The jazz-playing members of Whiteman’s orchestra impressed Crosby, especially cornetist Bix Beiderbecke, and he later employed Joe Venuti (violin) and Eddie Lang (guitar), who became his permanent accompanist in 1932.
Crosby and the Rhythm Boys were fired by Whiteman in 1930 and went to work for Los Angeles bandleader Gus Arnheim. That year the trio appeared in the film Check and Double Check accompanied by Duke Ellington’s Orchestra. Also during this period Crosby cemented his life-long friendship with Louis Armstrong, eventually leading to appearances together in film.
Arnheim encouraged Crosby and featured him more often without Barris and Rinker, and his popularity soared with live radio broadcasts and recordings. In mid-1931 Crosby left Arnheim to follow a solo career, which quickly took off with 16 recordings in the charts, three of which were number one.

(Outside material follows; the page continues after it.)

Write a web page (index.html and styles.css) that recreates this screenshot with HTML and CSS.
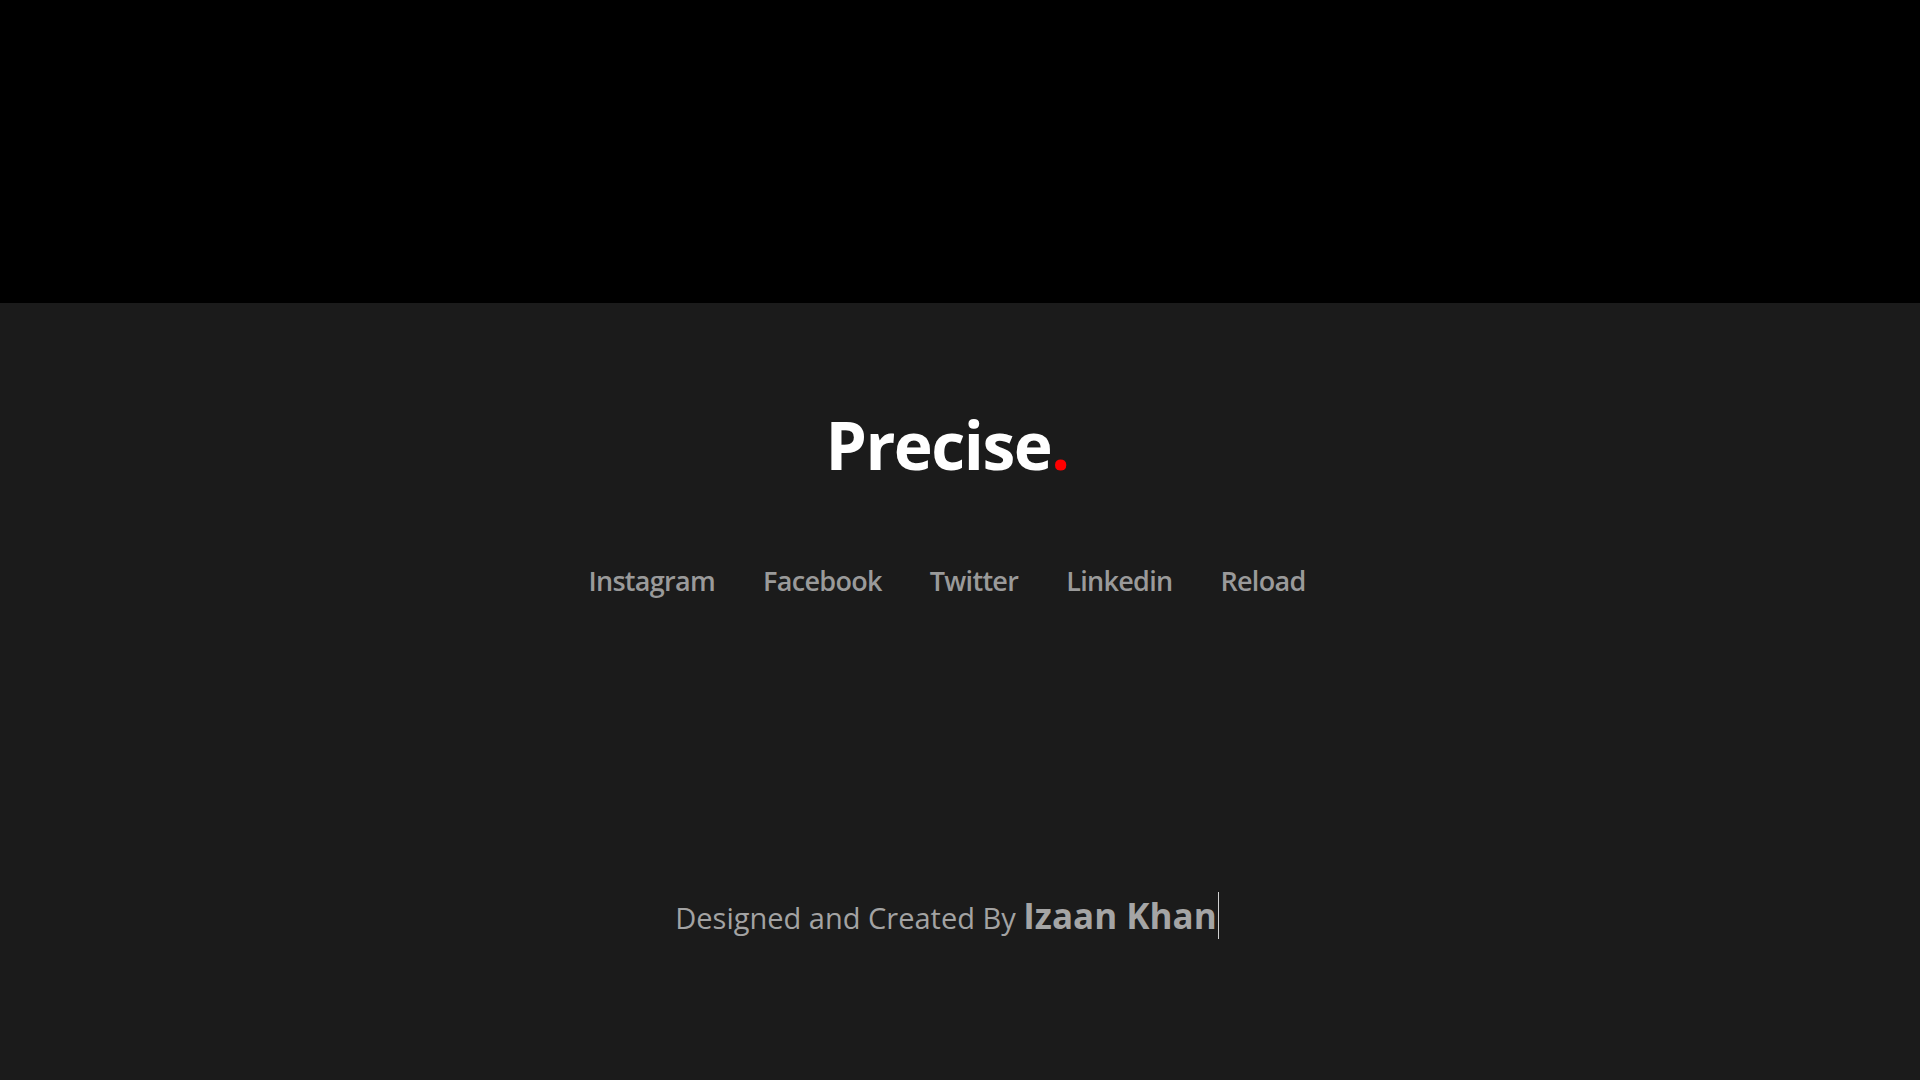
FILE: index.html
```html
<!DOCTYPE html>
<html lang="en">
<head>
<meta charset="utf-8">
<title>Precise</title>
<link rel="stylesheet" href="styles.css">
</head>
<body>
<section class="hero"></section>
<footer class="footer">
  <h1 class="brand">Precise<span class="dot">.</span></h1>
  <nav class="links">
    <a href="#">Instagram</a>
    <a href="#">Facebook</a>
    <a href="#">Twitter</a>
    <a href="#">Linkedin</a>
    <a href="#">Reload</a>
  </nav>
  <p class="credit">Designed and Created By <strong class="name">Izaan Khan</strong></p>
</footer>
</body>
</html>
```
FILE: styles.css
```css
* { box-sizing: border-box; }
html, body { margin: 0; padding: 0; }
body {
  background: #1b1b1b;
  font-family: "Open Sans", "Lato", sans-serif;
  height: 1080px;
  overflow: hidden;
}
.hero {
  height: 303px;
  background: #000;
}
.footer {
  height: 777px;
  background: #1b1b1b;
  display: flex;
  flex-direction: column;
  align-items: center;
  padding-top: 101px;
  padding-right: 26px;
}
.brand {
  margin: 0;
  font-size: 66px;
  font-weight: 700;
  color: #fff;
  line-height: 80px;
  letter-spacing: -1.5px;
}
.dot { color: #ff0000; }
.links {
  margin-top: 80px;
  display: flex;
  gap: 48px;
}
.links a {
  color: #9a9a9a;
  text-decoration: none;
  font-size: 27px;
  font-weight: 600;
  line-height: 34px;
  letter-spacing: -0.7px;
}
.credit {
  margin: 296px 0 0;
  color: #a3a3a3;
  font-size: 29px;
  font-weight: 400;
  line-height: 44px;
}
.name {
  font-size: 35px;
  font-weight: 700;
  color: #a5a5a5;
  padding-right: 1px;
  border-right: 1px solid #d0d0d0;
}
```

His first feature film appearance was in The Big Broadcast of 1932 and he starred in 20 more features during the 1930s. In the 1940s he teamed up with Bob Hope in a series of Road pictures, beginning with The Road to Singapore (1940). His role as an easy-going priest in Going My Way (1944) won him an Oscar as Best Actor, and in it he sang Johnny Burke and Jimmy Van Heusen’s Oscar-winning “Swinging on a Star.” He received two more Oscar nominations: for The Bells of St. Mary’s (1945) and for his role as an alcoholic in The Country Girl (1954).
For over 50 years his recording of Irving Berlin’s Oscar-winning “White Christmas,” introduced in the film Holiday Inn (1942), which first paired him with Fred Astaire, was a best-seller. In their next film, Blue Skies (1946), they danced and sang their way through an Irving Berlin score.
Short, stocky and balding, Crosby was not your typical leading man, but he was appealing--from his almost comical dress to his lackadaisical manner and passion for golf. He starred in his own radio and television shows and introduced some of our most enduring standards: “I Surrender, Dear” (1931), “Pennies from Heaven” (1936), “Moonlight Becomes You” (1942), “Ac-Cent-Tchu-Ate the Positive” (1944), and the Oscar-winning “In the Cool, Cool, Cool of the Evening” (1951). Crosby contributed lyrics to his theme song, “Where the Blue of the Night Meets the Gold of the Day” (1931) and to “I Don’t Stand a Ghost of a Chance with You” (1932).
The most memorable of his later films, High Society (1956), reunited him with Louis Armstrong, featured him with supposed-rival Frank Sinatra, and included a memorable scene crooning “True Love” to Grace Kelly. He died on tour while playing golf in Spain.